Signal processing is a field that deals with the analysis, modification, and synthesis of signals. Linear algebra provides the mathematical tools required to analyze and manipulate signals efficiently.

Techniques like Fourier analysis, which decomposes signals into their frequency components, and linear filtering, which removes noise from signals, rely on linear algebra operations.

Linear algebra is widely used in audio and image processing applications. For example, it helps in compressing and decompressing audio and image files, enhancing image quality, and removing unwanted noise from sound recordings.

Recommender Systems

Recommender systems are algorithms that suggest items or content to users based on their interests and preferences. Linear algebra plays a crucial role in building recommender systems by modeling user-item interactions as matrices.

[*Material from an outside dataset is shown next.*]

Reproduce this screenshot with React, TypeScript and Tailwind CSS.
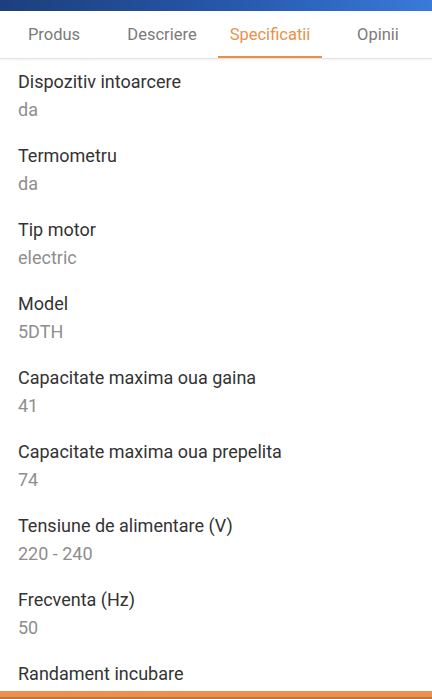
const tabs = ['Produs', 'Descriere', 'Specificatii', 'Opinii'];

const specs = [
  { label: 'Dispozitiv intoarcere', value: 'da' },
  { label: 'Termometru', value: 'da' },
  { label: 'Tip motor', value: 'electric' },
  { label: 'Model', value: '5DTH' },
  { label: 'Capacitate maxima oua gaina', value: '41' },
  { label: 'Capacitate maxima oua prepelita', value: '74' },
  { label: 'Tensiune de alimentare (V)', value: '220 - 240' },
  { label: 'Frecventa (Hz)', value: '50' },
  { label: 'Randament incubare', value: '' },
];

export default function App() {
  return (
    <div
      className="relative h-[699px] w-[432px] overflow-hidden bg-white"
      style={{ fontFamily: 'Roboto, "Noto Sans", sans-serif' }}
    >
      <div className="h-[11px] bg-gradient-to-r from-[#1d3f7c] via-[#2556a8] to-[#3a7ad9]" />

      <nav className="grid h-[48px] grid-cols-4 border-b border-[#e4e4e4] shadow-[0_1px_2px_rgba(0,0,0,0.06)]">
        {tabs.map((tab) => {
          const active = tab === 'Specificatii';
          return (
            <div key={tab} className="relative flex items-center justify-center pt-[2px]">
              <span className={`text-[16.5px] ${active ? 'text-[#e8914a]' : 'text-[#7a7a7a]'}`}>{tab}</span>
              {active && <div className="absolute inset-x-[2px] bottom-0 h-[2px] bg-[#e8914a]" />}
            </div>
          );
        })}
      </nav>

      <section>
        {specs.map((spec) => (
          <div key={spec.label} className="px-[18px] py-[9px]">
            <p className="text-[18px] leading-[28px] text-[#333333]">{spec.label}</p>
            <p className="h-[28px] text-[18px] leading-[28px] text-[#8e8e8e]">{spec.value}</p>
          </div>
        ))}
      </section>

      <div className="absolute inset-x-0 bottom-0 h-[8px] border-b-2 border-[#c9703a] bg-[#ea914d]" />
    </div>
  );
}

These matrices represent user ratings or preferences for different items.

Using linear algebra techniques like matrix factorization and singular value decomposition, recommender systems can accurately predict user preferences and make personalized recommendations. This has applications in various domains like e-commerce, streaming platforms, and social media.

These are just a few examples of the wide-ranging applications of linear algebra in computer science. Its versatility and power make it an essential tool for solving complex problems and advancing technology in various fields.

Conclusion

Linear algebra empowers computer scientists and data analysts to work effectively in multidimensional vector spaces. Mastering concepts like matrices, transformations, and eigenvalues provides the foundation to tackle machine learning, computer vision, graphics, and many other critical computing applications.

While linear algebra may seem abstract at first, understanding its role in encoding and manipulating complex, high-dimensional data unlocks its immense value within computer science and artificial intelligence.